Again, my clerical friend is a devotee to the natural sciences, and by example and precept has disseminated some taste for these subjects among his people. With Botany, and particularly Entomology, he is minutely familiar. When his parishioners come to his study to exchange books, (he being general librarian,) they occasionally linger over the cabinet of insects, shelves of minerals, and collection of plants and flowers, thereby themselves catching a taste for the charming studies of nature. It is particularly interesting, to observe the children hang with wondering delight over the glories of the floral kingdom and the insect tribes, before they trip away with their exchange from the book-shelf. The little folks are thus led not only to observe the flowers of the field more critically, and to chase the "blossom of the air," as Bryant calls the butterfly, but to look sharply after the comparatively despised bugs of the sod, and worms of the dust,-finding the Divine skill, beauty and perfection, where most never think to stoop for them. Now and then the little philosopher imagines he has found a specimen, which his Minister does not know of, as he has not seen it in his collection, and away he runs to surprise the good man with his discovery.

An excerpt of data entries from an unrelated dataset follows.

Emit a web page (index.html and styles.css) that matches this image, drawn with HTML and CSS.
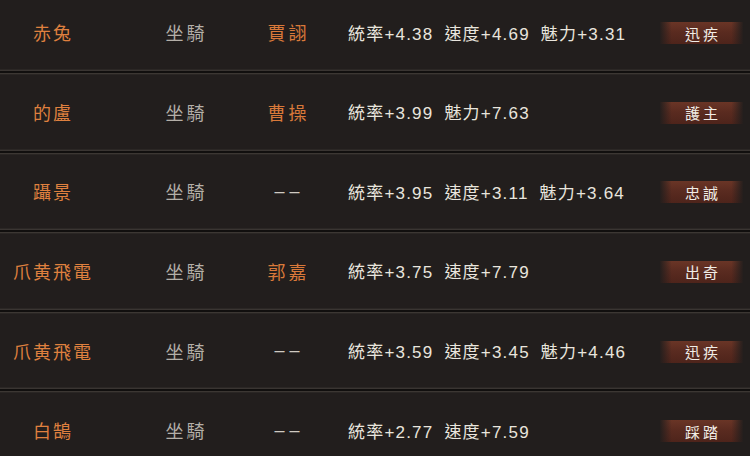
FILE: index.html
```html
<!DOCTYPE html>
<html lang="zh-Hant">
<head>
<meta charset="utf-8">
<title>坐騎</title>
<link rel="stylesheet" href="styles.css">
</head>
<body>
<div class="list">
  <div class="row">
    <div class="cell name">赤兔</div>
    <div class="cell type">坐騎</div>
    <div class="cell owner">賈詡</div>
    <div class="stats"><span>統率+4.38</span><span>速度+4.69</span><span>魅力+3.31</span></div>
    <div class="skill"><span class="badge">迅疾</span></div>
  </div>
  <div class="sep"></div>
  <div class="row">
    <div class="cell name">的盧</div>
    <div class="cell type">坐騎</div>
    <div class="cell owner">曹操</div>
    <div class="stats"><span>統率+3.99</span><span>魅力+7.63</span></div>
    <div class="skill"><span class="badge">護主</span></div>
  </div>
  <div class="sep"></div>
  <div class="row">
    <div class="cell name">躡景</div>
    <div class="cell type">坐騎</div>
    <div class="cell owner none">––</div>
    <div class="stats"><span>統率+3.95</span><span>速度+3.11</span><span>魅力+3.64</span></div>
    <div class="skill"><span class="badge">忠誠</span></div>
  </div>
  <div class="sep"></div>
  <div class="row">
    <div class="cell name">爪黄飛電</div>
    <div class="cell type">坐騎</div>
    <div class="cell owner">郭嘉</div>
    <div class="stats"><span>統率+3.75</span><span>速度+7.79</span></div>
    <div class="skill"><span class="badge">出奇</span></div>
  </div>
  <div class="sep"></div>
  <div class="row">
    <div class="cell name">爪黄飛電</div>
    <div class="cell type">坐騎</div>
    <div class="cell owner none">––</div>
    <div class="stats"><span>統率+3.59</span><span>速度+3.45</span><span>魅力+4.46</span></div>
    <div class="skill"><span class="badge">迅疾</span></div>
  </div>
  <div class="sep"></div>
  <div class="row">
    <div class="cell name">白鵠</div>
    <div class="cell type">坐騎</div>
    <div class="cell owner none">––</div>
    <div class="stats"><span>統率+2.77</span><span>速度+7.59</span></div>
    <div class="skill"><span class="badge">踩踏</span></div>
  </div>
  <div class="sep"></div>
</div>
</body>
</html>
```
FILE: styles.css
```css
html, body {
  margin: 0;
  padding: 0;
  background: #221e1d;
  overflow: hidden;
}
body {
  width: 750px;
  height: 456px;
  font-family: "Liberation Sans", "Noto Sans CJK TC", sans-serif;
}
.list {
  margin-top: -4.6px;
  display: flex;
  flex-direction: column;
  background: #221e1d;
}
.row {
  height: 73.6px;
  display: grid;
  grid-template-columns: 104px 162px 42px 1fr 90px;
  align-items: center;
}
.sep {
  height: 6px;
  background: linear-gradient(to bottom,
    #2b2725 0, #2b2725 1px,
    #3a3532 1px, #3a3532 2px,
    #110f0e 2px, #110f0e 4px,
    #3c3733 4px, #3c3733 5px,
    #2a2624 5px, #2a2624 6px);
}
.cell {
  display: flex;
  justify-content: center;
  white-space: nowrap;
}
.name {
  color: #df803f;
  font-size: 18px;
  letter-spacing: 2px;
  padding-left: 2px;
}
.type {
  color: #b4afa8;
  font-size: 18px;
  letter-spacing: 3px;
  padding-left: 3px;
}
.owner {
  color: #d9793a;
  font-size: 18px;
  letter-spacing: 3px;
  padding-left: 3px;
}
.owner.none {
  color: #cfcac2;
  letter-spacing: 5px;
  padding-left: 5px;
}
.stats {
  padding-left: 40px;
  display: flex;
  gap: 11px;
  color: #e9e5dd;
  font-size: 17px;
  letter-spacing: 1.2px;
  white-space: nowrap;
}
.skill {
  display: flex;
  justify-content: flex-start;
}
.badge {
  width: 83px;
  height: 22px;
  display: flex;
  align-items: center;
  justify-content: center;
  color: #f1ede6;
  font-size: 15px;
  letter-spacing: 3px;
  padding-left: 3px;
  box-sizing: border-box;
  background:
    linear-gradient(to right, rgba(34,30,29,0.95) 0, rgba(34,30,29,0) 14%, rgba(34,30,29,0) 86%, rgba(34,30,29,0.95) 100%),
    linear-gradient(to bottom, #6a3526 0, #5a2b20 45%, #4e241b 100%);
  margin-top: 2px;
}
```
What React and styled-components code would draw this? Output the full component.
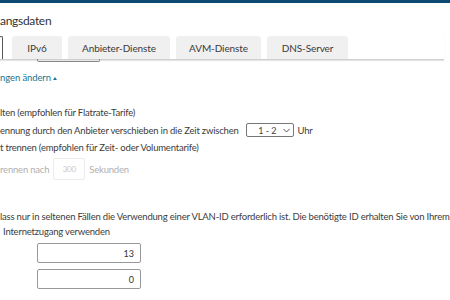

I trust that I shall be pardoned for giving such publicity to the character and efforts of a man who, in his exceeding modesty, would shrink from notoriety. I do it for the effect such an example may have on others similarly situated. See what good may be accomplished, what measures of enjoyment

be possessed, by a clergyman, though in the utmost seclusion from both the fashionable and the literary world, as it is called. Here, at the distance of seventy miles from the much desired advantages of the city, and forty miles from even a rail-road,* and on the rough steep hill-sides, is a living lesson which should not be lost on those clergymen who pine after the pulpit of the city, or the populous village. My clerical exemplar makes no pretension to graceful gesture, rhetorical flourish, or any thing like commanding eloquence. Neither do the hills perceptibly tremble beneath his pastoral tread. Yet, like the sunlight and the dews, what changes does he accomplish without making any noise, or startling the world to stop and gaze as he operates. And like those agents of nature which are the stillest though the mightiest, such a man works without mention; the lesson of his example is unheeded. It is lightning and torrent, in the spiritual as in the material world, which make men cry, lo! here, and lo! there. They are sudden, intense, and perhaps astonishing in their action, yet how brief and narrow are they, comparatively, in beneficent effects. I would by no means however assert, or imply, that special, occasional and tempest-like exertion may not be useful. Let those who are capable of such art, according to their capabilities, do good in their own way. I would simply suggest, that those who cannot compel week-day business to stop and

* Rail-roads have now been laid up to a point much nearer our friend's abode.